I asked myself: “How can I make them do it?”

Recalling my successful stint at Time-Life Books in sales management, I determined the only way to assure they’d implement the new techniques was to be joined at the hip with them.

That was it! I had to work one-on-one with each and every customer service rep.

There were a hundred of them! Even if I spent just half a day with each, coaching them one-on-one would take 10 solid weeks to accomplish.

This would require more funding and could seem to my sponsor and his management team that I was merely trying to line my pockets.

But I had to take the risk and tell them what I thought was required to get results.

Most training brought in by large companies suffers from the same flaw—implementation isn’t built into it.

Many ideas transmitted in training programs sound peachy. Some can be brand new and very exciting, but they are not self-implementing. Without the right program design, the great majority of trainees will treat their training as if it is a buffet line, at most putting the sweets they like on their plates, while leaving the nutritious, good-for-them stuff behind.

If I’m walking through the line with them, or serving a fixed menu, I’m far more likely to leave them in a healthier, more productive state. They’ll thank me later—maybe!

I explained this to the management team and they agreed to fund the one-on-one augmentation. It made all the difference!

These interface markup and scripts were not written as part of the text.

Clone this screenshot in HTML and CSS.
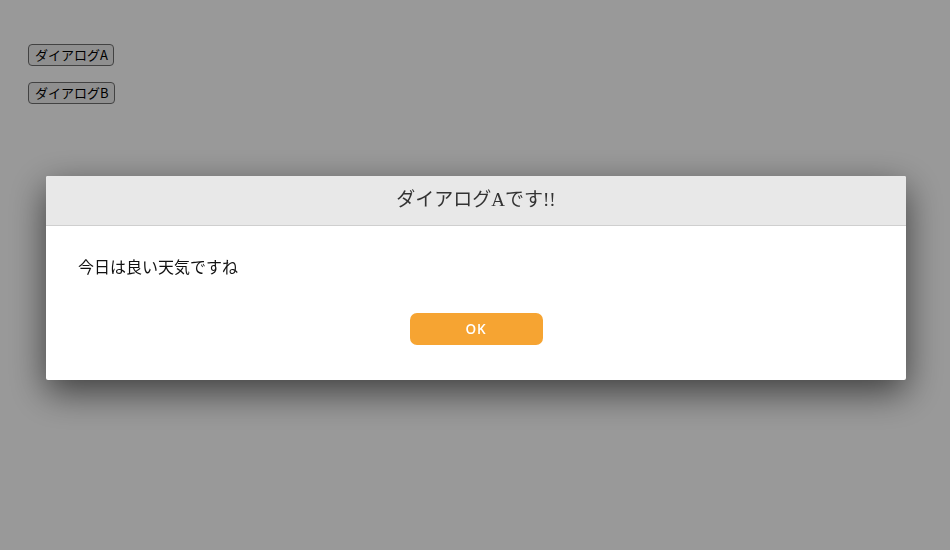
FILE: index.html
```html
<!DOCTYPE html>
<html lang="ja">
<head>
  <meta charset="UTF-8">
  <title>ダイアログ</title>
  <link rel="stylesheet" href="styles.css">
</head>
<body>

  <div class="page">
    <button class="open-btn">ダイアログA</button>
    <button class="open-btn">ダイアログB</button>
  </div>

  <div class="overlay">
    <div class="dialog">
      <div class="dialog-header">ダイアログAです!!</div>
      <div class="dialog-body">
        <p class="dialog-text">今日は良い天気ですね</p>
        <div class="dialog-actions">
          <button class="ok-btn">OK</button>
        </div>
      </div>
    </div>
  </div>

</body>
</html>
```

FILE: styles.css
```css
:root {
  --accent: #f6a432;
  --header-bg: #e8e8e8;
  --line: #cfcfcf;
}

html, body {
  margin: 0;
  height: 100%;
  background-color: #fff;
}

.page {
  display: flex;
  flex-direction: column;
  align-items: flex-start;
  gap: 16px;
  padding: 44px 28px;
}

.open-btn {
  font-family: "Noto Sans CJK JP", "Liberation Sans", sans-serif;
  font-size: 13px;
  font-weight: 400;
  line-height: 18px;
  height: 22px;
  padding: 0 5px 0 6px;
  color: #000;
  background-color: #efefef;
  border: 1px solid #6f6f6f;
  border-radius: 4px;
}

.overlay {
  position: fixed;
  inset: 0;
  background-color: rgba(0, 0, 0, 0.4);
  display: flex;
  align-items: center;
  justify-content: center;
  padding-top: 6px;
}

.dialog {
  width: 860px;
  margin-left: 2px;
  background-color: #fff;
  border-radius: 2px;
  overflow: hidden;
  box-shadow: 0 12px 36px rgba(0, 0, 0, 0.6);
}

.dialog-header {
  height: 49px;
  line-height: 47px;
  text-align: center;
  font-family: "Liberation Serif", "Noto Sans CJK JP", serif;
  font-size: 19px;
  color: #333;
  background-color: var(--header-bg);
  border-bottom: 1px solid var(--line);
}

.dialog-body {
  padding: 30px 32px 35px;
}

.dialog-text {
  margin: 0;
  font-family: "Liberation Serif", "Noto Sans CJK JP", serif;
  font-size: 16px;
  line-height: 24px;
  color: #111;
}

.dialog-actions {
  display: flex;
  justify-content: center;
  margin-top: 33px;
}

.ok-btn {
  width: 133px;
  height: 32px;
  border: none;
  border-radius: 7px;
  background-color: var(--accent);
  color: #fff;
  font-family: "Open Sans", "Liberation Sans", sans-serif;
  font-size: 13.5px;
  font-weight: 600;
  letter-spacing: 1px;
}
```
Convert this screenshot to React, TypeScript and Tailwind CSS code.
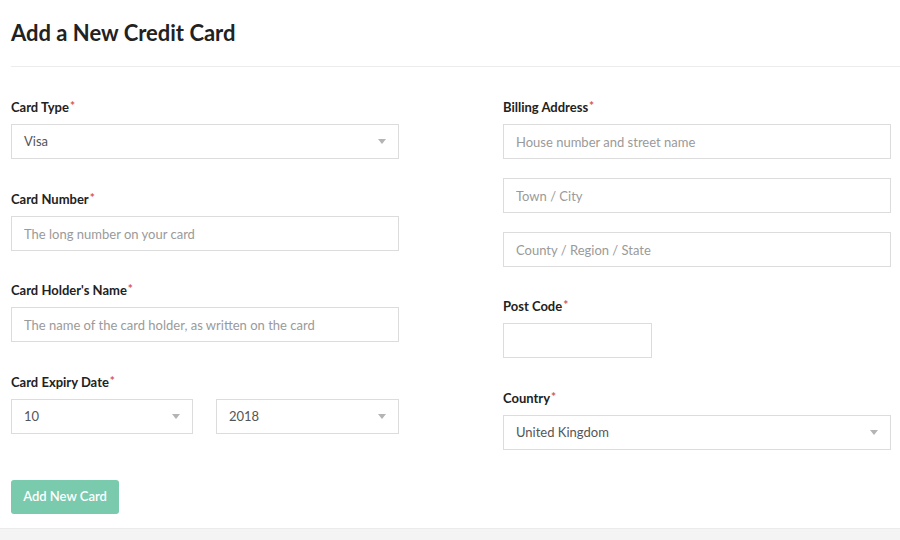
import type { ReactElement } from "react";

const font = { fontFamily: "Lato, 'Noto Sans', sans-serif" };
const boxClass = "h-[35px] w-full border border-[#dcdcdc] bg-white px-3 text-[13px] text-[#555] outline-none";
const placeholderClass = "placeholder:text-[#9a9a9a]";

function Label({ text }: { readonly text: string }): ReactElement {
  return (
    <p className="mb-2 h-[18px] text-[13px] font-bold leading-[18px] text-[#222]">
      {text}
      <span className="relative -top-[2px] ml-px text-[12px] text-[#d9534f]">*</span>
    </p>
  );
}

function Caret(): ReactElement {
  return (
    <svg className="absolute right-[13px] top-[15px]" width="8" height="5" viewBox="0 0 8 5">
      <path d="M0 0h8L4 5z" fill="#b4b4b4" />
    </svg>
  );
}

function Select({ value, className = "" }: { readonly value: string; readonly className?: string }): ReactElement {
  return (
    <div className={`relative ${className}`}>
      <div className={`${boxClass} flex items-center`}>{value}</div>
      <Caret />
    </div>
  );
}

function Input({ placeholder = "", className = "" }: { readonly placeholder?: string; readonly className?: string }): ReactElement {
  return <input className={`${boxClass} ${placeholderClass} ${className}`} placeholder={placeholder} style={font} />;
}

export default function App(): ReactElement {
  return (
    <div className="flex h-[540px] w-[900px] flex-col bg-white" style={font}>
      <div className="flex-1 pl-[11px]">
        <h1 className="pt-[20px] text-[22px] font-bold leading-[26px] text-[#222]">Add a New Credit Card</h1>
        <div className="mt-[20px] h-px bg-[#ececec]" />

        <div className="mt-[31px] flex gap-[104px] pr-[9px]">
          <div className="w-[388px] shrink-0">
            <Label text="Card Type" />
            <Select value="Visa" />

            <div className="mt-[31px]">
              <Label text="Card Number" />
              <Input placeholder="The long number on your card" />
            </div>

            <div className="mt-[30px]">
              <Label text="Card Holder's Name" />
              <Input placeholder="The name of the card holder, as written on the card" />
            </div>

            <div className="mt-[31px]">
              <Label text="Card Expiry Date" />
              <div className="flex justify-between">
                <Select value="10" className="w-[182px]" />
                <Select value="2018" className="w-[183px]" />
              </div>
            </div>

            <button
              type="button"
              className="mt-[46px] h-[34px] w-[108px] rounded-[3px] bg-[#7acaae] text-[13px] font-semibold text-white"
            >
              Add New Card
            </button>
          </div>

          <div className="w-[388px] shrink-0">
            <Label text="Billing Address" />
            <div className="flex flex-col gap-[19px]">
              <Input placeholder="House number and street name" />
              <Input placeholder="Town / City" />
              <Input placeholder="County / Region / State" />
            </div>

            <div className="mt-[30px]">
              <Label text="Post Code" />
              <Input className="!w-[149px]" />
            </div>

            <div className="mt-[31px]">
              <Label text="Country" />
              <Select value="United Kingdom" />
            </div>
          </div>
        </div>
      </div>
      <div className="h-[12px] border-t border-[#ebebeb] bg-[#f4f4f4]" />
    </div>
  );
}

We got amazing results and the program easily paid for itself many times over, as our performance measures attested.

I emerged from that project with a new and far more lucrative template for training and development, one where I could accurately predict and measure, and thus monetize improved results.

In short, that nightmare made me millions of dollars. I slept, in this case, not so well, and grew rich!

The stuff that keeps us up at night can be crucial to our success. Being well rested and restored from sleep is a desired and ideal outcome. But not achieving this result can be a critical indicator. Restlessness needs to be monitored and read correctly. It could be a needed wake-up call that you need to take action, to change something, or to not let something critical go unexamined.